What you are asked to do
Reproduce the material in full, unchanged.

----------------

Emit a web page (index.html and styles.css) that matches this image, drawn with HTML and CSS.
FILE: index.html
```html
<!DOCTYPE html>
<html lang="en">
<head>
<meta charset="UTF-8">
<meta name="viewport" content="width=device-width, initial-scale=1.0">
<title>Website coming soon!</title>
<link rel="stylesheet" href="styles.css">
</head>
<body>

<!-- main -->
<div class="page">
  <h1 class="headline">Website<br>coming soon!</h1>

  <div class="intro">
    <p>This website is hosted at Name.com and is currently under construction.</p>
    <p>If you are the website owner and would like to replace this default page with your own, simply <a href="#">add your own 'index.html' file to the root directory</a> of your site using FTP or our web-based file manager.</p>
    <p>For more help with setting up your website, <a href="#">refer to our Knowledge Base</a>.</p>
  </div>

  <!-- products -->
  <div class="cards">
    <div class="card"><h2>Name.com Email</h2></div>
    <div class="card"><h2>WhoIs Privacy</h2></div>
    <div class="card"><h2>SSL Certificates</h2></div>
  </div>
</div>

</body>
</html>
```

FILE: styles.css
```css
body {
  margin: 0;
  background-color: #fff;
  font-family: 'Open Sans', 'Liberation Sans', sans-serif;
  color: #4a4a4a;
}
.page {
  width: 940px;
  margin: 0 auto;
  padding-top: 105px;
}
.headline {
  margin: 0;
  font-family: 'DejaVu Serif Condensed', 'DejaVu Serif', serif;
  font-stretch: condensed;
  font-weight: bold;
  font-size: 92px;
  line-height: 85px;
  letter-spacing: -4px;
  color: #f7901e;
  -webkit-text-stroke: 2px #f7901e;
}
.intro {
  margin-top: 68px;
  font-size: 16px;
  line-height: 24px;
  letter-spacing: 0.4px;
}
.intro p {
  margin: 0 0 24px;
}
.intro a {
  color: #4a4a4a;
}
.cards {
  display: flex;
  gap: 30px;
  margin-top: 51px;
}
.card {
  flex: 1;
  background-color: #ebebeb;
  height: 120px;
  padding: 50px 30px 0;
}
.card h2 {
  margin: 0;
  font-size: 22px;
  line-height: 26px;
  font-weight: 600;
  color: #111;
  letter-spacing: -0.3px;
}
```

----------------

Response to the exercise
Emit a web page (index.html and styles.css) that matches this image, drawn with HTML and CSS.
FILE: index.html
```html
<!DOCTYPE html>
<html lang="en">
<head>
<meta charset="UTF-8">
<meta name="viewport" content="width=device-width, initial-scale=1.0">
<title>Website coming soon!</title>
<link rel="stylesheet" href="styles.css">
</head>
<body>

<!-- main -->
<div class="page">
  <h1 class="headline">Website<br>coming soon!</h1>

  <div class="intro">
    <p>This website is hosted at Name.com and is currently under construction.</p>
    <p>If you are the website owner and would like to replace this default page with your own, simply <a href="#">add your own 'index.html' file to the root directory</a> of your site using FTP or our web-based file manager.</p>
    <p>For more help with setting up your website, <a href="#">refer to our Knowledge Base</a>.</p>
  </div>

  <!-- products -->
  <div class="cards">
    <div class="card"><h2>Name.com Email</h2></div>
    <div class="card"><h2>WhoIs Privacy</h2></div>
    <div class="card"><h2>SSL Certificates</h2></div>
  </div>
</div>

</body>
</html>
```

FILE: styles.css
```css
body {
  margin: 0;
  background-color: #fff;
  font-family: 'Open Sans', 'Liberation Sans', sans-serif;
  color: #4a4a4a;
}
.page {
  width: 940px;
  margin: 0 auto;
  padding-top: 105px;
}
.headline {
  margin: 0;
  font-family: 'DejaVu Serif Condensed', 'DejaVu Serif', serif;
  font-stretch: condensed;
  font-weight: bold;
  font-size: 92px;
  line-height: 85px;
  letter-spacing: -4px;
  color: #f7901e;
  -webkit-text-stroke: 2px #f7901e;
}
.intro {
  margin-top: 68px;
  font-size: 16px;
  line-height: 24px;
  letter-spacing: 0.4px;
}
.intro p {
  margin: 0 0 24px;
}
.intro a {
  color: #4a4a4a;
}
.cards {
  display: flex;
  gap: 30px;
  margin-top: 51px;
}
.card {
  flex: 1;
  background-color: #ebebeb;
  height: 120px;
  padding: 50px 30px 0;
}
.card h2 {
  margin: 0;
  font-size: 22px;
  line-height: 26px;
  font-weight: 600;
  color: #111;
  letter-spacing: -0.3px;
}
```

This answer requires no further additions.